© Mica Films
La petite Sarah est élevée par les bonnes sœurs en Belgique. Un jour, son père réapparaît et, lui faisant croire qu’ils partent en week-end, l’emmène définitivement jusqu’au Maroc. Elle se retrouve en terre inconnue dans une famille qu’elle n’avait jusqu’alors jamais vue…
Voici le premier long-métrage d’une cinéaste à suivre. Kadija Leclere, réalisatrice belge d’origine marocaine, s’intéresse aux cultures voisines et profondément différentes. Ni meilleures, ni pires, simplement autres. Des cultures qui se répondent et se complètent quand on ne cherche pas à les opposer ou les dresser les unes contre les autres. Après plusieurs courts-métrages, elle livre "Le Sac de farine" en s’entourant d’une équipe qui va apporter une dose de maestria à ce joli premier long-métrage, telles la belle musique de Christophe Vervoort ou la magnifique lumière du lyonnais Gilles Porte.
À l’écriture, Kadija Leclere travaille avec Pierre-Olivier Mornas ; ensemble, ils tracent le destin d’une enfant enlevée très jeune de son pays natal (la Belgique) mais qui va tout faire pour le retrouver, comme désespérément attirée par lui, comme s’il était ancré dans ses veines. Ce sera son obsession quotidienne. Elle usera de ses valeurs inculquées par les bonnes sœurs pour parvenir à ses fins, non sans dénoter dans le nouveau pays qui va l’accueillir les bras ouverts, l’éduquer à sa manière… Car pas de mathématiques ni d’histoire-géographie dans l’école des filles au Maroc, mais des cours de cuisine ou de tricot.

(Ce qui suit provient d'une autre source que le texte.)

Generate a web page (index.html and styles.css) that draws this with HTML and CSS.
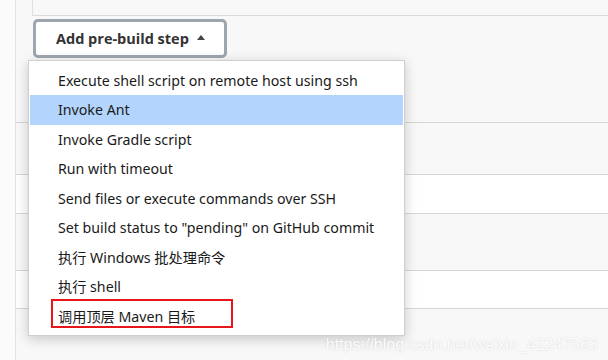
FILE: index.html
```html
<html>
    <head>
        <meta charset="utf-8" />
        <title>Build steps</title>
        <link rel="stylesheet" href="styles.css">
    </head>
    <body>
        <div class="page">
            <div class="section">
                <div class="top-box"></div>
                <div class="step-bar">
                    <button class="add-btn">Add pre-build step <span class="caret"></span></button>
                </div>
                <div class="rows">
                    <div class="row row-a"></div>
                    <div class="row row-b"></div>
                    <div class="row row-c"></div>
                    <div class="row row-d"></div>
                    <div class="row row-e"></div>
                </div>

                <ul class="menu">
                    <li class="item">Execute shell script on remote host using ssh</li>
                    <li class="item active">Invoke Ant</li>
                    <li class="item">Invoke Gradle script</li>
                    <li class="item">Run with timeout</li>
                    <li class="item">Send files or execute commands over SSH</li>
                    <li class="item">Set build status to "pending" on GitHub commit</li>
                    <li class="item">执行 Windows 批处理命令</li>
                    <li class="item">执行 shell</li>
                    <li class="item marked">调用顶层 Maven 目标<span class="mark"></span></li>
                </ul>
            </div>
        </div>
        <div class="watermark">https://blog.csdn.net/weixin_42247563</div>
    </body>
</html>
```

FILE: styles.css
```css
body,html {
    margin: 0;
    padding: 0;
    height: 100%;
    overflow: hidden;
    font-family: "Noto Sans", "Open Sans", "Noto Sans CJK SC", sans-serif;
    background: #fbfbfb;
}

.page {
    margin-left: 15px;
    height: 100%;
    border-left: 1px solid #e2e2e2;
    background: #f8f8f8;
}

.section {
    position: relative;
    height: 100%;
}

.top-box {
    margin-left: 16px;
    height: 15px;
    border-left: 1px solid #e0e0e0;
    border-bottom: 1px solid #dcdcdc;
    background: #f8f8f8;
}

.step-bar {
    padding: 3px 0 0 17px;
}

.add-btn {
    display: flex;
    align-items: center;
    gap: 8px;
    width: 194px;
    height: 39px;
    padding: 0 0 0 20px;
    border: 3px solid #9da6ae;
    border-radius: 5px;
    background: #fff;
    color: #333;
    font-family: "Open Sans", "Noto Sans", sans-serif;
    font-size: 14.5px;
    font-weight: bold;
}

.caret {
    width: 0;
    height: 0;
    border-left: 4.5px solid transparent;
    border-right: 4.5px solid transparent;
    border-bottom: 5px solid #444;
    margin-top: -2px;
}

.rows {
    margin-top: 64px;
}

.row {
    border-top: 1px solid #d6d6d6;
}

.row-a { height: 51px; background: #f8f8f8; }
.row-b { height: 38px; background: #fff; }
.row-c { height: 56px; background: #f8f8f8; }
.row-d { height: 37px; background: #fff; }
.row-e { height: 60px; background: #f8f8f8; }

.menu {
    position: absolute;
    left: 12px;
    top: 60px;
    width: 375px;
    margin: 0;
    padding: 4.5px 0 4px;
    list-style: none;
    background: #fff;
    border: 1px solid #cfcfcf;
    box-shadow: 0 3px 12px rgba(0,0,0,0.2);
}

.item {
    position: relative;
    height: 29.5px;
    line-height: 29.5px;
    margin: 0 1px;
    padding-left: 28px;
    font-size: 14.2px;
    color: #1a1a1a;
    white-space: nowrap;
}

.active {
    background: #b3d4fc;
}

.mark {
    position: absolute;
    left: 21px;
    top: -2.5px;
    width: 178px;
    height: 25px;
    border: 2px solid #e8161b;
}

.watermark {
    position: absolute;
    right: 10px;
    bottom: 6px;
    font-family: "Liberation Sans", sans-serif;
    font-size: 16px;
    color: #fcfcfc;
    text-shadow: 0 0 2px rgba(0,0,0,0.15);
}
```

Kadija Leclere s’imprègne de l’actualité des années 80 au Maroc, apportant une touche sociale à son film. En effet, les étudiants sont en révolte à l’époque, l’éducation leur imposant de payer pour passer le baccalauréat. Le soulèvement de la population renvoie directement aux récentes images des printemps arabes. Un film sur l’émancipation donc, d’autant que Sarah, qui assiste à tout cela, est elle-même dans une mouvance du fait de sa culture : elle refuse le mariage, elle travaille pour payer sa tante et son oncle et pour acheter ces fameux sacs de farine, denrée de première nécessité dont le prix gonfle inlassablement…
Devant la caméra, la crème du cinéma oriental. Hafsia Herzi ("La Graine et le mulet", "La Marche") illumine le film avec cette force intérieure et ce charme ténébreux, Hiam Abbass, qui joue la tante (et vue dans "Les Citronniers", "The Visitor", "La fiancée Syrienne") excelle comme à chaque film et Mehdi Dehbi ("La Folle histoire d’amour de Simon Eskenazy", "Le Fils de l’autre") continue d’épater son monde. Autant dire un joli casting, auquel il faut ajouter la toute jeune Rania Mellouli qui interprète brillamment le rôle de Sarah enfant. Et quand les comédiens sont joliment mis en valeur par les beaux cadrages de la réalisatrice, on assiste à un beau film, qui ne restera certes pas dans les annales du cinéma, mais qui se laissera regarder et apprécier comme les précédentes œuvres qu’il rappelle, tel le récent "Né quelque part".